Parchappe :On ne peut pas le considérer comme un service à part entière mais plutôt comme une forme de C A T [3]. Comme beaucoup d’Hôpitaux Psychiatriques, à cette époque, Mayenne possédait une ferme.Les malades qui y étaient affectés étaient des personnes pour beaucoup issues de la campagne. Elles étaient sous la responsabilité d’un chef de culture. Un infirmier de Cheverus passait matin et soir pour la distribution des médicaments et résoudre les problèmes physiques ou mentaux qui se présentaient. Un dortoir d’une vingtaine de lits était aménagé au premier étage d’un bâtiment et une salle faisait office de réfectoire. Quand une difficulté se présentait, le patient réintégrait son service d’origine. Par contre si tout se passait bien cela pouvait déboucher sur une sortie définitive.

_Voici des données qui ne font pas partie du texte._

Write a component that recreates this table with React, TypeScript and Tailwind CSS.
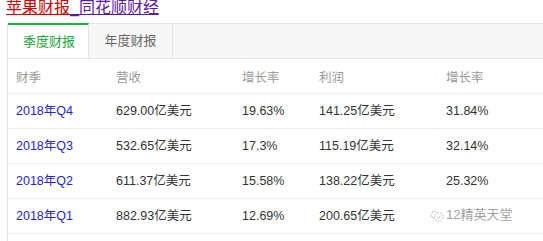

A partir de 1966 la vie des malades et le travail des soignants changèrent radicalement. On entrait alors dans ce que j’appelle les trente glorieuses de la Psychiatrie.




[1Coma hypoglycémique induit par l’insuline suivi d’un réveil maternant destiné à traiter principalement des schyzophrènes

[2Selon le dictionnaire Larousse : Branche de la médecine concernée par les malades considérés comme irrécupérables pour une vie normale.